鎌田 がんとの闘いを続けながら、心理学の勉強をしたり、絵を習ったりしているんですね。
渡辺 病気と向き合っていると、どんどん年月が過ぎ去っていきますよね。それでいつの間にか、病気のことはちょっと横に置いといて、やりたいことを優先するようになってしまいました。
鎌田 そのたあたりは『がんサポート』の読者のヒントになりますね。がんに支配されるのではなく、母親としての仕事はきちんとやりながら、自分を成長させることをしっかりとやっている。
渡辺 皆さん、そうじゃないかと思います。
長寿の秘訣は生きがいと絆 ふたりはその実践者
鎌田 そうか。西山さんもご自分の病気のことより、ご主人のことを優先された。どうしてそうなれるんでしょう。
西山 鎌田先生のご本に、人のことを考えて生きていると、元気になるホルモンが出てくる、というようなことが書かれていましたよね。
鎌田 オキシトシンというホルモンですね。相手のことを考えて生きていると、オキシトシンが分泌され、回り回って自分が元気になる。
西山 私、そうなんやと思いました。主人が亡くなったあと、少し落ち込みましたが、その後、東日本大震災で多くの人が亡くなられたのを見て、私は本当に恵まれている、このままおばあさんになったらあかん、何かせなあかん、と思いましたもん。
鎌田 今、奈良で何か地域活動してるんですか。
西山 平成25年3月にNCN(奈良キャンサーネットワーク)若草の会というがん患者会が設立され、『がんサポート』にも取り上げていただきましたが、私もそのお手伝いをしています。NCNでは、「珠のコトノハ――がん患者のたまゆらの手記とサポート情報」というがん体験記の小冊子を7000冊作りましたが、私も無我夢中で編集のお手伝いをさせていただきました。また、「あけぼの奈良」という乳がんの患者会のお手伝いもしています。忙しくて、「悲しい」とか「しんどい」とか言ってる暇がないほど、充実した毎日を送っています。

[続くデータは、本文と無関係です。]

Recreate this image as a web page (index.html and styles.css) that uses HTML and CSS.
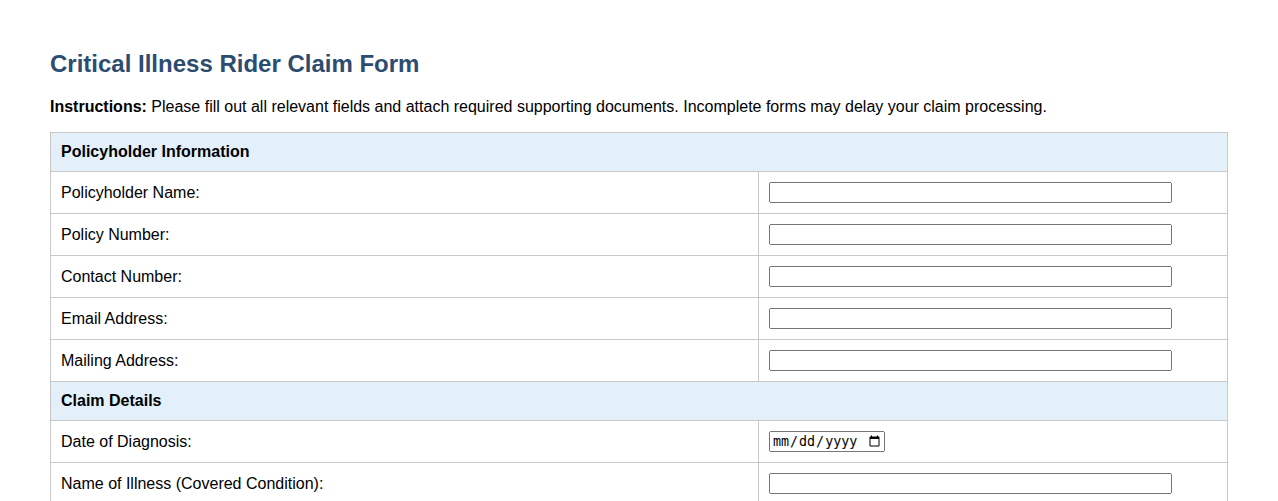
FILE: index.html
```html
<!DOCTYPE html>
<html>
<head>
<meta charset="utf-8">
<link rel="stylesheet" href="styles.css">
</head>
<body>
<div class="page">
  <h1 class="title">Critical Illness Rider Claim Form</h1>
  <p class="instructions"><strong>Instructions:</strong> Please fill out all relevant fields and attach required supporting documents. Incomplete forms may delay your claim processing.</p>
  <table class="form-table">
    <tr class="section"><th colspan="2">Policyholder Information</th></tr>
    <tr><td class="label">Policyholder Name:</td><td class="field"><input type="text"></td></tr>
    <tr><td class="label">Policy Number:</td><td class="field"><input type="text"></td></tr>
    <tr><td class="label">Contact Number:</td><td class="field"><input type="text"></td></tr>
    <tr><td class="label">Email Address:</td><td class="field"><input type="text"></td></tr>
    <tr><td class="label">Mailing Address:</td><td class="field"><input type="text"></td></tr>
    <tr class="section"><th colspan="2">Claim Details</th></tr>
    <tr><td class="label">Date of Diagnosis:</td><td class="field"><input type="date" class="date"></td></tr>
    <tr><td class="label">Name of Illness (Covered Condition):</td><td class="field"><input type="text"></td></tr>
  </table>
</div>
</body>
</html>
```
FILE: styles.css
```css
body {
  margin: 0;
  font-family: "Liberation Sans", Arial, sans-serif;
  background: #fff;
  color: #000;
}
.page {
  padding: 40px 50px 0;
}
.title {
  font-size: 24px;
  color: #2c4c70;
  margin: 10px 0 20px;
}
.instructions {
  font-size: 16px;
  margin: 0 0 16px;
}
.form-table {
  width: 100%;
  border-collapse: collapse;
  font-size: 16px;
}
.form-table th,
.form-table td {
  border: 1px solid #c8c8c8;
  padding: 10px;
  text-align: left;
}
.section th {
  background: #e3f0fa;
  font-weight: bold;
}
.label {
  width: 60.15%;
}
.field input {
  width: 90%;
  box-sizing: border-box;
}
.field input.date {
  width: 116px;
}
```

鎌田 私が暮らしている長野県が最近、長寿日本一になりました。その要因をいろいろ調べてわかってきたことのひとつに、高齢者の就業率の高さがあります。高齢になっても生きがいを持って働き続けることが大切なんです。また、ハーバード大学のイチロー・カワチ教授は、住民同士の絆が深い地域ほど寿命が長いと言っています。つまり長寿の秘訣は、生きがいと絆なんです。おふたりとも、がんに支配されず、家族の絆に支えられ、生きがいを持って生きていらっしゃる。がん患者さんの生き方の大きなヒントになると思います。
西山 そうだと嬉しいです。
鎌田 渡辺さんは今も乳がんとの闘いの最中ですが、全然負けていない感じですね。
渡辺 やはり今日が大切なんですね。へんな言い方ですが、今日めげるのがもったいない、という感じなんです。今日できることを、今日したいんです。そして、毎日、朝早く、主人とウォーキングをしたり、主人はマウンテンバイク、私は自転車で走ったりしています。その途中、公園でラジオ体操に出合ったら、私たちも参加しています(笑)。これからの季節は雪との闘いですが、雪かきもいい運動になります(笑)。
鎌田 西山さんは乳がんの手術から3年、何かとくに心がけていることはありますか。
西山 週1回、フィットネスヨガと月2回、ラフターヨガ(笑いヨガ)に行ってます。
鎌田 いい笑顔をしてるわけだ(笑)。
西山 それから、私も渡辺さんと同じようにウォーキングをしています。主人と歩いていた道を歩いていると、大きな川に必ずコイがいるんです。主人はいつも、「オイ、コイがいてる、いてる」と言って、嬉しそうに数えていました。私もその場所へ来ると、ついついコイを数えてしまうんです。歩いていると、一緒に桜を眺めたこと、ドングリを拾ったことなど、主人との思い出が次から次へと蘇ってきます。
鎌田 ご主人がまだそばにいるんですね。
西山 そうですね。先日も、お仏壇に『がんサポート』を見せて、私の「夫婦でがん」が佳作に選ばれたことを報告したんですが、「照れくさいなぁ」という声が聞こえてきたような気がしました(笑)。
鎌田 本日、こうしておふたりにお目にかかり、お話をうかがって、おふたりの作品を選んで良かった、と改めて思いました。おふたりとも本当にいい笑顔です。いつまでもお元気であることを祈っています。ありがとうございました。